= Records supplied =
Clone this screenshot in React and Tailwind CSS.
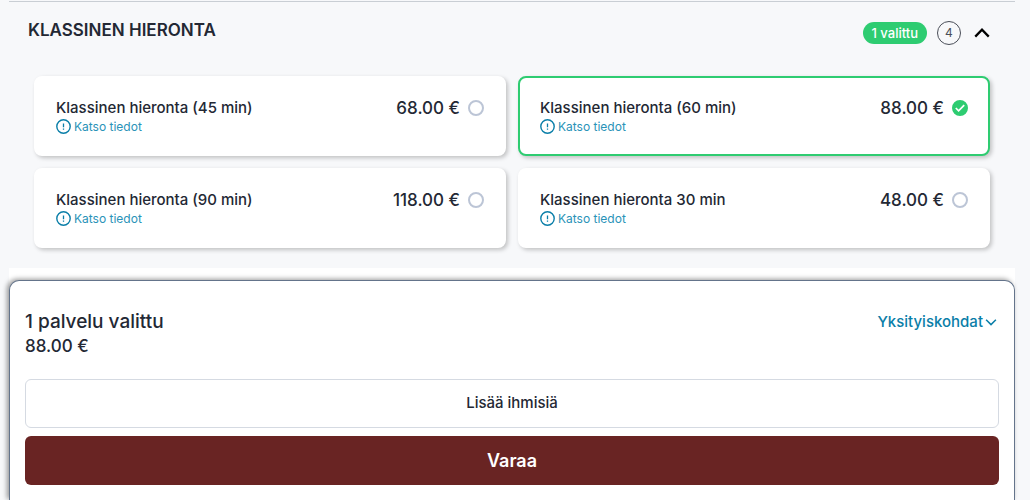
import { useState } from "react";

const services = [
  { id: "k45", name: "Klassinen hieronta (45 min)", price: "68.00 €" },
  { id: "k60", name: "Klassinen hieronta (60 min)", price: "88.00 €" },
  { id: "k90", name: "Klassinen hieronta (90 min)", price: "118.00 €" },
  { id: "k30", name: "Klassinen hieronta 30 min", price: "48.00 €" },
];

function InfoIcon() {
  return (
    <svg viewBox="0 0 16 16" className="size-4 shrink-0" fill="none" stroke="#0a7ea8" aria-hidden="true">
      <circle cx="7.5" cy="7.5" r="6.7" strokeWidth="1.4" />
      <path d="M7.5 4.4v3.8M7.5 9.4v1.3" strokeWidth="1.3" />
    </svg>
  );
}

function Chevron({ className, d, width }) {
  return (
    <svg viewBox="0 0 16 16" className={className} fill="none" stroke="currentColor" strokeWidth={width} aria-hidden="true">
      <path d={d} />
    </svg>
  );
}

function ServiceCard({ service, selected, onSelect }) {
  return (
    <div
      className={
        "flex h-20 items-start justify-between rounded-lg border-2 bg-white px-5 pt-5 shadow-[2px_2px_4px_rgba(0,0,0,0.22)] " +
        (selected ? "border-[#2ecc71]" : "border-white")
      }
    >
      <div>
        <label htmlFor={service.id} className="block text-[15px] leading-[19px] font-medium">
          {service.name}
        </label>
        <button type="button" className="flex items-center gap-[2px] text-[12px] leading-[19px] text-[#2a93b8]">
          <InfoIcon />
          Katso tiedot
        </button>
      </div>
      <div className="flex items-center gap-2">
        <span className="text-[17px] leading-5 font-medium">{service.price}</span>
        <span className="relative flex size-4">
          <input
            id={service.id}
            type="radio"
            name="service"
            checked={selected}
            onChange={onSelect}
            className="size-4 appearance-none rounded-full border-2 border-[#bcc5d6] bg-white checked:border-[#2ecc71] checked:bg-[#2ecc71]"
          />
          {selected && (
            <svg viewBox="0 0 16 16" className="pointer-events-none absolute inset-0 size-4" fill="none" stroke="#fff" strokeWidth="1.7" aria-hidden="true">
              <path d="M3.8 8l2.8 2.8L12.2 5.2" />
            </svg>
          )}
        </span>
      </div>
    </div>
  );
}

export default function App() {
  const [selectedId, setSelectedId] = useState("k60");
  const selected = services.find((s) => s.id === selectedId);

  return (
    <main className="flex min-h-screen flex-col bg-[#f7f8fa] pt-px pr-[15px] pl-[9px] font-['Inter','Liberation_Sans',sans-serif] text-[#232834]">
      <section className="border-t border-[#c9ced4] pb-5">
        <header className="flex justify-between pt-[19px] pr-6 pl-[19px]">
          <h2 className="text-[17px] leading-[19px] font-semibold">KLASSINEN HIERONTA</h2>
          <div className="flex items-center gap-[10px]">
            <span className="rounded-full bg-[#2ecc71] px-[9px] text-[13px] leading-[22px] font-medium text-white">1 valittu</span>
            <span className="flex size-6 items-center justify-center rounded-full border border-[#4a4e58] text-[12px] text-[#4a4e58]">4</span>
            <button type="button" aria-label="Sulje" className="ml-[2px] text-black">
              <Chevron className="block size-[18px]" d="M2 11.2L8 5l6 6.2" width="2" />
            </button>
          </div>
        </header>
        <div className="grid grid-cols-2 gap-3 pt-[31px] pr-[25px] pl-[25px]">
          {services.map((s) => (
            <ServiceCard key={s.id} service={s} selected={s.id === selectedId} onSelect={() => setSelectedId(s.id)} />
          ))}
        </div>
      </section>
      <div className="flex flex-1 flex-col bg-white pt-3">
        <section className="flex-1 rounded-t-[10px] border border-b-0 border-[#64748b] bg-white px-[15px] pt-7 pb-[15px] shadow-[-2px_-1px_5px_rgba(0,0,0,0.4)]">
          <div className="flex items-start justify-between">
            <div>
              <p className="text-[19px] leading-[25px] font-medium">1 palvelu valittu</p>
              <p className="text-[17px] leading-[25px] font-medium">{selected.price}</p>
            </div>
            <button type="button" className="flex items-center gap-[2px] pr-[2px] text-[15px] leading-[26px] font-medium text-[#0a7ea8]">
              Yksityiskohdat
              <Chevron className="size-3" d="M1.5 5L8 11.5 14.5 5" width="2" />
            </button>
          </div>
          <div className="mt-5 flex flex-col gap-2">
            <button type="button" className="h-[49px] rounded-md border border-[#d5dae2] bg-white text-[15px] font-medium">
              Lisää ihmisiä
            </button>
            <button type="button" className="h-[49px] rounded-md bg-[#692423] text-[18px] font-semibold text-white">
              Varaa
            </button>
          </div>
        </section>
      </div>
    </main>
  );
}
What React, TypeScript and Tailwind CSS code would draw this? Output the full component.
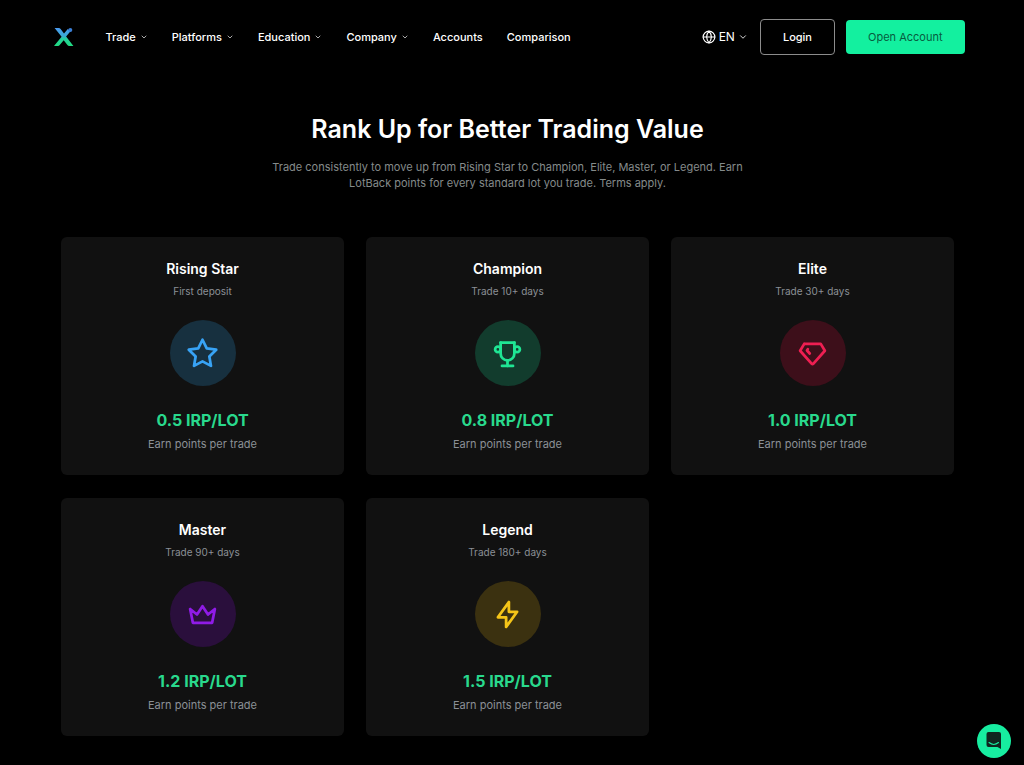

= Exercise description =
Print the entries above exactly, taking out only the pictures.

= Result of this exercise =
Clone this screenshot in React and Tailwind CSS.
import { useState } from "react";

const services = [
  { id: "k45", name: "Klassinen hieronta (45 min)", price: "68.00 €" },
  { id: "k60", name: "Klassinen hieronta (60 min)", price: "88.00 €" },
  { id: "k90", name: "Klassinen hieronta (90 min)", price: "118.00 €" },
  { id: "k30", name: "Klassinen hieronta 30 min", price: "48.00 €" },
];

function InfoIcon() {
  return (
    <svg viewBox="0 0 16 16" className="size-4 shrink-0" fill="none" stroke="#0a7ea8" aria-hidden="true">
      <circle cx="7.5" cy="7.5" r="6.7" strokeWidth="1.4" />
      <path d="M7.5 4.4v3.8M7.5 9.4v1.3" strokeWidth="1.3" />
    </svg>
  );
}

function Chevron({ className, d, width }) {
  return (
    <svg viewBox="0 0 16 16" className={className} fill="none" stroke="currentColor" strokeWidth={width} aria-hidden="true">
      <path d={d} />
    </svg>
  );
}

function ServiceCard({ service, selected, onSelect }) {
  return (
    <div
      className={
        "flex h-20 items-start justify-between rounded-lg border-2 bg-white px-5 pt-5 shadow-[2px_2px_4px_rgba(0,0,0,0.22)] " +
        (selected ? "border-[#2ecc71]" : "border-white")
      }
    >
      <div>
        <label htmlFor={service.id} className="block text-[15px] leading-[19px] font-medium">
          {service.name}
        </label>
        <button type="button" className="flex items-center gap-[2px] text-[12px] leading-[19px] text-[#2a93b8]">
          <InfoIcon />
          Katso tiedot
        </button>
      </div>
      <div className="flex items-center gap-2">
        <span className="text-[17px] leading-5 font-medium">{service.price}</span>
        <span className="relative flex size-4">
          <input
            id={service.id}
            type="radio"
            name="service"
            checked={selected}
            onChange={onSelect}
            className="size-4 appearance-none rounded-full border-2 border-[#bcc5d6] bg-white checked:border-[#2ecc71] checked:bg-[#2ecc71]"
          />
          {selected && (
            <svg viewBox="0 0 16 16" className="pointer-events-none absolute inset-0 size-4" fill="none" stroke="#fff" strokeWidth="1.7" aria-hidden="true">
              <path d="M3.8 8l2.8 2.8L12.2 5.2" />
            </svg>
          )}
        </span>
      </div>
    </div>
  );
}

export default function App() {
  const [selectedId, setSelectedId] = useState("k60");
  const selected = services.find((s) => s.id === selectedId);

  return (
    <main className="flex min-h-screen flex-col bg-[#f7f8fa] pt-px pr-[15px] pl-[9px] font-['Inter','Liberation_Sans',sans-serif] text-[#232834]">
      <section className="border-t border-[#c9ced4] pb-5">
        <header className="flex justify-between pt-[19px] pr-6 pl-[19px]">
          <h2 className="text-[17px] leading-[19px] font-semibold">KLASSINEN HIERONTA</h2>
          <div className="flex items-center gap-[10px]">
            <span className="rounded-full bg-[#2ecc71] px-[9px] text-[13px] leading-[22px] font-medium text-white">1 valittu</span>
            <span className="flex size-6 items-center justify-center rounded-full border border-[#4a4e58] text-[12px] text-[#4a4e58]">4</span>
            <button type="button" aria-label="Sulje" className="ml-[2px] text-black">
              <Chevron className="block size-[18px]" d="M2 11.2L8 5l6 6.2" width="2" />
            </button>
          </div>
        </header>
        <div className="grid grid-cols-2 gap-3 pt-[31px] pr-[25px] pl-[25px]">
          {services.map((s) => (
            <ServiceCard key={s.id} service={s} selected={s.id === selectedId} onSelect={() => setSelectedId(s.id)} />
          ))}
        </div>
      </section>
      <div className="flex flex-1 flex-col bg-white pt-3">
        <section className="flex-1 rounded-t-[10px] border border-b-0 border-[#64748b] bg-white px-[15px] pt-7 pb-[15px] shadow-[-2px_-1px_5px_rgba(0,0,0,0.4)]">
          <div className="flex items-start justify-between">
            <div>
              <p className="text-[19px] leading-[25px] font-medium">1 palvelu valittu</p>
              <p className="text-[17px] leading-[25px] font-medium">{selected.price}</p>
            </div>
            <button type="button" className="flex items-center gap-[2px] pr-[2px] text-[15px] leading-[26px] font-medium text-[#0a7ea8]">
              Yksityiskohdat
              <Chevron className="size-3" d="M1.5 5L8 11.5 14.5 5" width="2" />
            </button>
          </div>
          <div className="mt-5 flex flex-col gap-2">
            <button type="button" className="h-[49px] rounded-md border border-[#d5dae2] bg-white text-[15px] font-medium">
              Lisää ihmisiä
            </button>
            <button type="button" className="h-[49px] rounded-md bg-[#692423] text-[18px] font-semibold text-white">
              Varaa
            </button>
          </div>
        </section>
      </div>
    </main>
  );
}
What React, TypeScript and Tailwind CSS code would draw this? Output the full component.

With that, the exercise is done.